In particular we saw the full force of the Intel Arrandale shortage, with the I-330M, I3-350M and I5-430M all suffering from depleted stock as OEMs moved from the Intel Montevina platform. This resulted in parts changing hands at inflated pricing during April. We expect the I3-330M to settle in the $100–$110 range, but spot market prices of around $130 have not been uncommon.

Currently, we are seeing a swath of excess inventory in the market as the Nehalem, Wolfdale and Montevina families go end of life. The T7700s, T8100s and P7350s are among the CPUs selling below their direct pricing in the spot market. Server chips continue to deliver savings, particularly in the 45 nm Nehalem and Dunnington families. In some instances, double-digit margin savings can be attained, making this an opportune time to gain a price advantage as we cross between new and old architectures.
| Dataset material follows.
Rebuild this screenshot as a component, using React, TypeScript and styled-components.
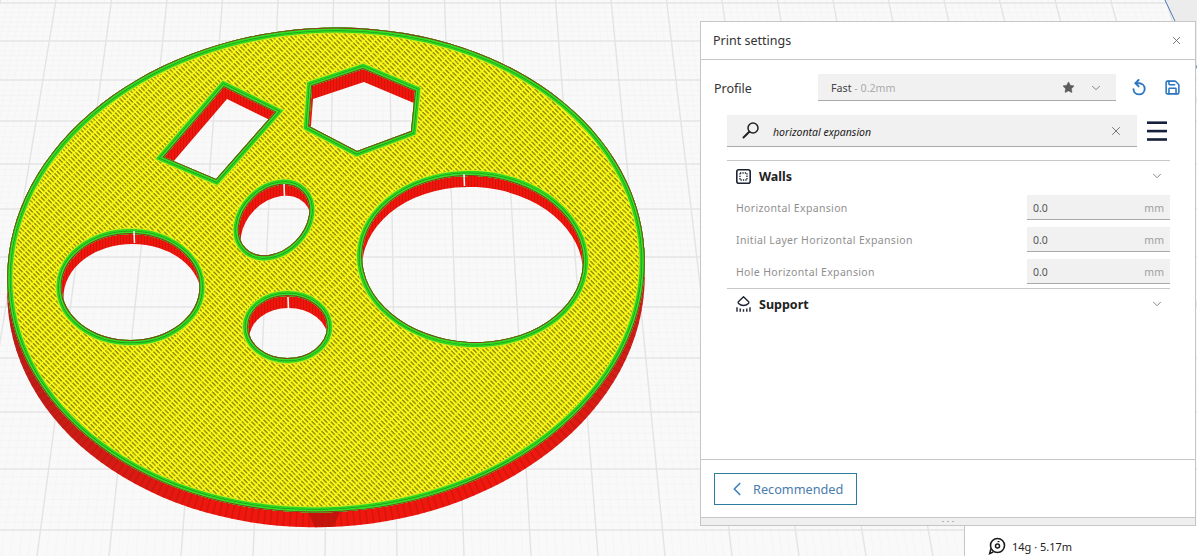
import React from 'react';
import styled, { createGlobalStyle } from 'styled-components';
import { ChevronDown, ChevronLeft, Save, Star, X } from 'lucide-react';

type Pt = [number, number];

const GlobalStyle = createGlobalStyle`
  html, body {
    margin: 0;
    padding: 0;
    background: #f9f9f9;
    font-family: "Noto Sans", "Open Sans", sans-serif;
  }
`;

const Stage = styled.div`
  position: relative;
  width: 1197px;
  height: 556px;
  overflow: hidden;
  background: #f9f9f9;
`;

const Viewport = styled.svg`
  position: absolute;
  inset: 0;
  display: block;
`;

const Panel = styled.section`
  position: absolute;
  top: 21px;
  left: 700px;
  width: 496px;
  height: 505px;
  box-sizing: border-box;
  display: flex;
  flex-direction: column;
  background: #fff;
  border: 1px solid #c6c6c6;
  color: #222;
`;

const PanelHeader = styled.header`
  height: 38px;
  box-sizing: border-box;
  flex: none;
  display: flex;
  align-items: center;
  justify-content: space-between;
  padding: 0 12px 0 12px;
  border-bottom: 1px solid #c6c6c6;
`;

const Title = styled.h1`
  margin: 0;
  font-size: 12.5px;
  font-weight: 400;
  color: #333;
`;

const PanelBody = styled.div`
  flex: 1;
  min-height: 0;
`;

const ProfileRow = styled.div`
  display: flex;
  align-items: center;
  height: 27px;
  margin-top: 14px;
  padding-left: 13px;
`;

const ProfileLabel = styled.span`
  width: 104px;
  padding-top: 1px;
  font-size: 12.5px;
  color: #333;
`;

const ProfileSelect = styled.div`
  width: 298px;
  height: 27px;
  box-sizing: border-box;
  display: flex;
  align-items: center;
  padding: 1px 13px 0;
  background: #f1f1f1;
  border-bottom: 1px solid #a9a9a9;
  font-size: 10.7px;
  color: #444;
`;

const Muted = styled.span`
  color: #ababab;
  white-space: pre;
`;

const SelectIcons = styled.div`
  margin-left: auto;
  display: flex;
  align-items: center;
  gap: 14px;
  color: #5c5c5c;
`;

const ActionIcons = styled.div`
  display: flex;
  align-items: center;
  gap: 17px;
  margin-left: 15px;
  color: #2c76c0;
`;

const SearchRow = styled.div`
  display: flex;
  align-items: center;
  gap: 10px;
  margin: 14px 0 0 26px;
`;

const SearchBox = styled.div`
  width: 410px;
  height: 32px;
  box-sizing: border-box;
  display: flex;
  align-items: center;
  padding: 0 14px;
  background: #f1f1f1;
  border-bottom: 1px solid #a9a9a9;
`;

const SearchText = styled.span`
  margin-left: 13px;
  padding-top: 3px;
  font-size: 10.5px;
  font-style: italic;
  color: #222;
`;

const Clear = styled.span`
  margin-left: auto;
  padding-top: 1px;
  display: flex;
  color: #666;
`;

const CategoryList = styled.div`
  width: 443px;
  margin: 13px 0 0 26px;
`;

const Category = styled.div`
  border-top: 1px solid #c8c8c8;
  padding-bottom: 4px;
`;

const CategoryHeader = styled.div`
  height: 30px;
  display: flex;
  align-items: center;
  gap: 8px;
  padding: 0 6px 0 9px;
  margin-bottom: 4px;
  font-size: 12.5px;
  font-weight: 700;
  color: #222;
`;

const Chevron = styled(ChevronDown)`
  margin-left: auto;
  color: #666;
`;

const SettingRow = styled.div`
  display: flex;
  align-items: center;
  justify-content: space-between;
  height: 25px;
  margin-bottom: 7px;
  padding-left: 9px;
  font-size: 10.5px;
  letter-spacing: 0.34px;
  color: #8f8f8f;

  &:last-child {
    margin-bottom: 0;
  }
`;

const ValueBox = styled.div`
  width: 143px;
  height: 25px;
  box-sizing: border-box;
  display: flex;
  align-items: center;
  justify-content: space-between;
  padding: 1px 6px 0;
  background: #f1f1f1;
  border-bottom: 1px solid #a9a9a9;
  letter-spacing: 0;
  color: #555;
`;

const Unit = styled.span`
  color: #a0a0a0;
`;

const PanelFooter = styled.footer`
  flex: none;
  height: 58px;
  box-sizing: border-box;
  padding: 13px;
  border-top: 1px solid #c6c6c6;
`;

const BackButton = styled.button`
  width: 143px;
  height: 32px;
  box-sizing: border-box;
  display: flex;
  align-items: center;
  gap: 5px;
  padding: 0 0 0 11px;
  background: #fff;
  border: 1px solid #2f7a9f;
  border-radius: 0;
  font-family: inherit;
  font-size: 12.7px;
  color: #4a7cae;
`;

const Grip = styled.div`
  flex: none;
  height: 7px;
  display: flex;
  align-items: center;
  justify-content: center;
  gap: 3px;
  background: #efefef;
  border-top: 1px solid #c6c6c6;
`;

const GripDot = styled.i`
  width: 2px;
  height: 1px;
  background: #b5b5b5;
`;

const InfoCard = styled.aside`
  position: absolute;
  left: 964px;
  top: 526px;
  right: 0;
  bottom: 0;
  box-sizing: border-box;
  display: flex;
  align-items: center;
  gap: 6px;
  padding: 10px 0 0 23px;
  background: #fff;
  border-left: 1px solid #c6c6c6;
  font-size: 11px;
  color: #222;
`;

const ellipse = (cx: number, cy: number, a: number, b: number, rot = 0) => {
  const t = (rot * Math.PI) / 180;
  const ux = a * Math.cos(t);
  const uy = a * Math.sin(t);
  return `M${cx - ux} ${cy - uy}A${a} ${b} ${rot} 1 1 ${cx + ux} ${cy + uy}A${a} ${b} ${rot} 1 1 ${cx - ux} ${cy - uy}Z`;
};

const poly = (p: Pt[]) => `M${p.map((q) => q.join(' ')).join('L')}Z`;

const holes: { d: (dx: number, dy: number) => string; dx: number; dy: number }[] = [
  { d: (x, y) => ellipse(130.5 + x, 287 + y, 69, 53), dx: 2, dy: 10 },
  { d: (x, y) => ellipse(472.5 + x, 259 + y, 110.5, 83, 3), dx: 0, dy: 11 },
  { d: (x, y) => ellipse(274 + x, 220 + y, 40, 30, -45), dx: 2, dy: 11 },
  { d: (x, y) => ellipse(287.5 + x, 327 + y, 39.5, 31), dx: 1, dy: 12 },
  { d: (x, y) => poly([[224 + x, 87 + y], [275 + x, 112 + y], [216 + x, 179 + y], [164 + x, 157 + y]]), dx: 3, dy: 12 },
  { d: (x, y) => poly([[363 + x, 69 + y], [415 + x, 91 + y], [411 + x, 131 + y], [357 + x, 151 + y], [309 + x, 126 + y], [312 + x, 86 + y]]), dx: 1, dy: 13 },
];

const seams: [number, number, number][] = [
  [134, 231, 243],
  [464, 174, 186],
  [284, 184, 197],
  [288, 297, 310],
];

const rows = [3, 41, 80, 121, 164, 209, 257, 307, 358, 412, 469, 530];

const topX = (k: number) => 389 + 55.5 * k;
const bottomX = (k: number) => 397 + (k < 0 ? 72 : 67) * k;

const GridLines: React.FC = () => {
  const minorY: number[] = [];
  rows.slice(0, -1).forEach((y, i) => {
    for (let s = 1; s < 8; s++) minorY.push(y + ((rows[i + 1] - y) * s) / 8);
  });
  const minorX: number[] = [];
  for (let k = -8; k <= 16; k += 0.125) minorX.push(k);
  const major: number[] = [];
  for (let k = -8; k <= 16; k++) major.push(k);
  return (
    <g>
      <g stroke="#f4f4f4" strokeWidth="0.8">
        {minorY.map((y) => (
          <line key={y} x1="0" x2="1197" y1={y} y2={y} />
        ))}
        {minorX.map((k) => (
          <line key={k} x1={topX(k)} y1="0" x2={bottomX(k)} y2="556" />
        ))}
      </g>
      <g stroke="#e4e4e4" strokeWidth="1.4">
        {rows.map((y) => (
          <line key={y} x1="0" x2="1197" y1={y} y2={y} />
        ))}
        {major.map((k) => (
          <line key={k} x1={topX(k)} y1="0" x2={bottomX(k)} y2="556" />
        ))}
      </g>
    </g>
  );
};

const PrintedDisc: React.FC = () => {
  const top = ellipse(326, 270, 319, 242, -3.5);
  const side = ellipse(326, 285, 319, 242, -3.5);
  const allHoles = holes.map((h) => h.d(0, 0)).join('');
  const rings = top + allHoles;
  const arcs: number[] = [];
  for (let r = 10; r < 340; r += 13) arcs.push(r);
  return (
    <g>
      <defs>
        <pattern id="infill" width="3.3" height="7" patternUnits="userSpaceOnUse" patternTransform="rotate(-45)">
          <rect width="3.3" height="7" fill="#fffb14" />
          <rect x="1.3" y="0" width="0.85" height="5.6" fill="#3c3c08" />
        </pattern>
        <pattern id="facets" width="3" height="10" patternUnits="userSpaceOnUse">
          <rect width="3" height="10" fill="#f2150b" />
          <rect width="1" height="10" fill="#d2140b" />
        </pattern>
        <linearGradient id="wallShade" x1="0" x2="1" y1="0" y2="0">
          <stop offset="0" stopColor="#b8201a" />
          <stop offset="0.32" stopColor="#ef170e" />
          <stop offset="0.8" stopColor="#f0180e" />
          <stop offset="1" stopColor="#c8201a" />
        </linearGradient>
        <clipPath id="surfaceClip">
          <path d={rings} clipRule="evenodd" />
        </clipPath>
        <clipPath id="wallClip">
          <path d={top + side} clipRule="evenodd" />
        </clipPath>
        {holes.map((h, i) => (
          <clipPath id={`hole${i}`} key={i}>
            <path d={h.d(0, 0)} />
          </clipPath>
        ))}
      </defs>

      <path d={top + side} fillRule="evenodd" fill="url(#wallShade)" />
      <g clipPath="url(#wallClip)">
        <path d={side} fill="none" stroke="#bd130b" strokeWidth="34" strokeDasharray="1.5 5" opacity="0.5" />
        <path d="M308 512h32l-8 18h-16z" fill="#b3140c" opacity="0.7" />
      </g>

      {holes.map((h, i) => (
        <path
          key={i}
          clipPath={`url(#hole${i})`}
          d={`M0 0H700V556H0Z${h.d(h.dx, h.dy)}`}
          fillRule="evenodd"
          fill="url(#facets)"
        />
      ))}

      <path d={rings} fillRule="evenodd" fill="url(#infill)" />
      <g clipPath="url(#surfaceClip)" fill="none">
        {arcs.map((r) => (
          <ellipse key={r} cx="326" cy="272" rx={r} ry={r * 0.75} stroke="#fbf824" strokeWidth="1" opacity="0.35" />
        ))}
        <path d={rings} stroke="#c6ea1e" strokeWidth="12" />
        <path d={rings} stroke="#2bd421" strokeWidth="10" />
        <path d={rings} stroke="#1c8a1c" strokeWidth="6.2" />
        <path d={rings} stroke="#33e024" strokeWidth="5.2" />
        <path d={rings} stroke="#8a3a1e" strokeWidth="1.8" />
      </g>

      {seams.map(([x, y1, y2]) => (
        <line key={x} x1={x} x2={x + 0.5} y1={y1} y2={y2} stroke="#f8f8f8" strokeWidth="1.6" />
      ))}
    </g>
  );
};

const SearchIcon = () => (
  <svg width="19" height="19" viewBox="0 0 19 19" fill="none" stroke="#222" strokeLinecap="round">
    <circle cx="12" cy="7" r="5" strokeWidth="1.5" />
    <path d="M8.3 10.7 2.5 16.5" strokeWidth="2" />
  </svg>
);

const UndoIcon = () => (
  <svg width="16" height="17" viewBox="0 0 16 17" fill="none" stroke="currentColor" strokeWidth="1.9" strokeLinecap="round">
    <path d="M5.5 4.2h3a5.6 5.6 0 1 1-6 6" />
    <path d="M7.6 1 4.4 4.2l3.2 3.2" />
  </svg>
);

const MenuIcon = () => (
  <svg width="20" height="20" viewBox="0 0 20 20" fill="#15203a">
    <rect y="0.4" width="20" height="2.6" />
    <rect y="8.8" width="20" height="2.6" />
    <rect y="17.2" width="20" height="2.6" />
  </svg>
);

const WallsIcon = () => (
  <svg width="15" height="15" viewBox="0 0 15 15" fill="none" stroke="#1c2433">
    <rect x="0.8" y="0.8" width="13.4" height="13.4" rx="2" strokeWidth="1.6" />
    <rect x="4" y="4" width="7" height="7" strokeWidth="1.3" strokeDasharray="1.3 1.1" />
  </svg>
);

const SupportIcon = () => (
  <svg width="15" height="16" viewBox="0 0 15 16" fill="none" stroke="#1c2433" strokeWidth="1.4">
    <path d="M7.5 0.8 12.4 5.4a1.4 1.4 0 0 1 0 2.1 7 7 0 0 1-9.8 0 1.4 1.4 0 0 1 0-2.1Z" />
    <path d="M1 15.8v-4.6M4.2 15.8v-3.2M7.5 15.8v-2.6M10.8 15.8v-3.2M14 15.8v-4.6" />
  </svg>
);

const SpoolIcon = () => (
  <svg width="18" height="18" viewBox="0 0 18 18" fill="none" stroke="#1c1c1c">
    <circle cx="9.5" cy="8.5" r="7" strokeWidth="1.6" />
    <circle cx="9.5" cy="9" r="2" strokeWidth="1.5" />
    <path d="M9.5 4.6h2" strokeWidth="1.2" />
    <path d="M3 11.5 1.6 16.6l3.6-1.6" strokeWidth="1.5" />
  </svg>
);

const settings = ['Horizontal Expansion', 'Initial Layer Horizontal Expansion', 'Hole Horizontal Expansion'];

const App: React.FC = () => (
  <Stage>
    <GlobalStyle />
    <Viewport width="1197" height="556" viewBox="0 0 1197 556">
      <GridLines />
      <path d="M1165 0h32v70z" fill="#ececec" />
      <line x1="1165" y1="0" x2="1198" y2="70" stroke="#4a78b8" strokeWidth="1" />
      <PrintedDisc />
    </Viewport>

    <Panel>
      <PanelHeader>
        <Title>Print settings</Title>
        <X size={13} color="#666" strokeWidth={1.6} />
      </PanelHeader>
      <PanelBody>
        <ProfileRow>
          <ProfileLabel>Profile</ProfileLabel>
          <ProfileSelect>
            Fast<Muted> - 0.2mm</Muted>
            <SelectIcons>
              <Star size={13} fill="currentColor" strokeWidth={1} />
              <ChevronDown size={14} strokeWidth={1.3} />
            </SelectIcons>
          </ProfileSelect>
          <ActionIcons>
            <UndoIcon />
            <Save size={17} strokeWidth={2.2} />
          </ActionIcons>
        </ProfileRow>

        <SearchRow>
          <SearchBox>
            <SearchIcon />
            <SearchText>horizontal expansion</SearchText>
            <Clear>
              <X size={14} strokeWidth={1.5} />
            </Clear>
          </SearchBox>
          <MenuIcon />
        </SearchRow>

        <CategoryList>
          <Category>
            <CategoryHeader>
              <WallsIcon />
              Walls
              <Chevron size={14} strokeWidth={1.3} />
            </CategoryHeader>
            {settings.map((label) => (
              <SettingRow key={label}>
                {label}
                <ValueBox>
                  0.0
                  <Unit>mm</Unit>
                </ValueBox>
              </SettingRow>
            ))}
          </Category>
          <Category>
            <CategoryHeader>
              <SupportIcon />
              Support
              <Chevron size={14} strokeWidth={1.3} />
            </CategoryHeader>
          </Category>
        </CategoryList>
      </PanelBody>
      <PanelFooter>
        <BackButton type="button">
          <ChevronLeft size={22} color="#3f7fb8" strokeWidth={1.8} />
          Recommended
        </BackButton>
      </PanelFooter>
      <Grip>
        <GripDot />
        <GripDot />
        <GripDot />
      </Grip>
    </Panel>

    <InfoCard>
      <SpoolIcon />
      14g · 5.17m
    </InfoCard>
  </Stage>
);

export default App;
Expect memory prices to slide in May, rebound in June

Converge Memory Update.

The memory market, specifically for modules, has been showing some signs of weakening over the past four weeks. Although activity in the spot market for DDR2 and DDR3 modules has been relatively light since late February, pricing has remained stable. However, as a result of the lack of spot market procurement, prices for 2GB DDR2 and DDR3 modules are showing signs of coming down. Another factor that Converge believes has added to the pricing instability was the unexpected announcement that the contract price for 2H April had settled at stable to slightly down. As Tier 1 box builders weigh the option of reducing memory content for upcoming shipments in consumer desktop and notebooks, supply seems to be catching up.
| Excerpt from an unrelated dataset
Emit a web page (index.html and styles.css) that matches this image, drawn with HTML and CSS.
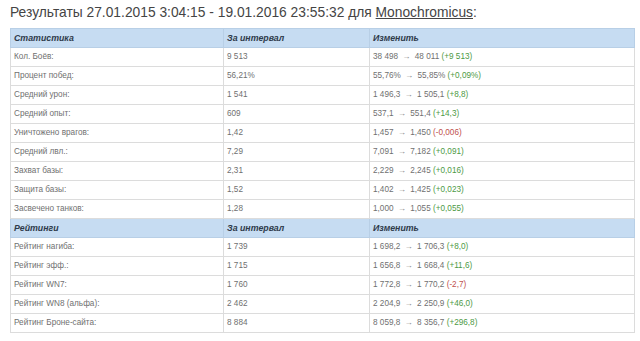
FILE: index.html
```html
<!DOCTYPE html>
<html>
<head>
<meta charset="utf-8">
<link rel="stylesheet" href="styles.css">
</head>
<body>
<h2 class="title">Результаты 27.01.2015 3:04:15 - 19.01.2016 23:55:32 для <a class="user" href="#">Monochromicus</a>:</h2>
<table class="stats">
<colgroup><col class="c1"><col class="c2"><col class="c3"></colgroup>
<tr class="head"><th>Статистика</th><th>За интервал</th><th>Изменить</th></tr>
<tr><td>Кол. Боёв:</td><td>9 513</td><td>38 498 <span class="arr">→</span> 48 011 <span class="up">(+9 513)</span></td></tr>
<tr><td>Процент побед:</td><td>56,21%</td><td>55,76% <span class="arr">→</span> 55,85% <span class="up">(+0,09%)</span></td></tr>
<tr><td>Средний урон:</td><td>1 541</td><td>1 496,3 <span class="arr">→</span> 1 505,1 <span class="up">(+8,8)</span></td></tr>
<tr><td>Средний опыт:</td><td>609</td><td>537,1 <span class="arr">→</span> 551,4 <span class="up">(+14,3)</span></td></tr>
<tr><td>Уничтожено врагов:</td><td>1,42</td><td>1,457 <span class="arr">→</span> 1,450 <span class="down">(-0,006)</span></td></tr>
<tr><td>Средний лвл.:</td><td>7,29</td><td>7,091 <span class="arr">→</span> 7,182 <span class="up">(+0,091)</span></td></tr>
<tr><td>Захват базы:</td><td>2,31</td><td>2,229 <span class="arr">→</span> 2,245 <span class="up">(+0,016)</span></td></tr>
<tr><td>Защита базы:</td><td>1,52</td><td>1,402 <span class="arr">→</span> 1,425 <span class="up">(+0,023)</span></td></tr>
<tr><td>Засвечено танков:</td><td>1,28</td><td>1,000 <span class="arr">→</span> 1,055 <span class="up">(+0,055)</span></td></tr>
<tr class="head"><th>Рейтинги</th><th>За интервал</th><th>Изменить</th></tr>
<tr><td>Рейтинг нагиба:</td><td>1 739</td><td>1 698,2 <span class="arr">→</span> 1 706,3 <span class="up">(+8,0)</span></td></tr>
<tr><td>Рейтинг эфф.:</td><td>1 715</td><td>1 656,8 <span class="arr">→</span> 1 668,4 <span class="up">(+11,6)</span></td></tr>
<tr><td>Рейтинг WN7:</td><td>1 760</td><td>1 772,8 <span class="arr">→</span> 1 770,2 <span class="down">(-2,7)</span></td></tr>
<tr><td>Рейтинг WN8 (альфа):</td><td>2 462</td><td>2 204,9 <span class="arr">→</span> 2 250,9 <span class="up">(+46,0)</span></td></tr>
<tr><td>Рейтинг Броне-сайта:</td><td>8 884</td><td>8 059,8 <span class="arr">→</span> 8 356,7 <span class="up">(+296,8)</span></td></tr>
</table>
</body>
</html>
```
FILE: styles.css
```css
html, body {
  margin: 0;
  padding: 0;
  background: #ffffff;
}
body {
  padding: 0 6px 0 10px;
  font-family: Arial, "Liberation Sans", sans-serif;
}
.title {
  margin: 0;
  height: 28px;
  font-size: 15px;
  font-weight: normal;
  color: #444444;
  line-height: 24px;
  white-space: nowrap;
  transform: scaleX(0.92);
  transform-origin: left center;
}
.user {
  color: #444444;
  text-decoration: underline;
}
.stats {
  border-collapse: collapse;
  width: 624px;
  table-layout: fixed;
  border: 1px solid #c8c8c8;
  font-size: 8.2px;
  color: #707070;
}
.c1 { width: 213px; }
.c2 { width: 146px; }
.c3 { width: 265px; }
.stats td, .stats th {
  border: 1px solid #dcdcdc;
  height: 18px;
  padding: 0 0 0 3px;
  text-align: left;
  vertical-align: middle;
  line-height: 18px;
  white-space: nowrap;
}
.stats tr.head th {
  background: #c6dcf2;
  color: #2e3a4a;
  font-style: italic;
  font-weight: bold;
  font-size: 8.8px;
  border-color: #b8cfe6;
}
.arr {
  color: #808080;
  padding: 0 2px;
}
.up { color: #4d9a45; }
.down { color: #c0504d; }
```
Judging by the tone of numerous memory vendors, we could see the spot market price continue to slide a little over the next three weeks as we approach the long holiday weekend in the U.S. Converge believes that any further drop for DDR2 and DDR3 memory will be minimal. Pricing is expected to stabilize and possibly rebound by the beginning of June as the industry begins to prepare for the build season.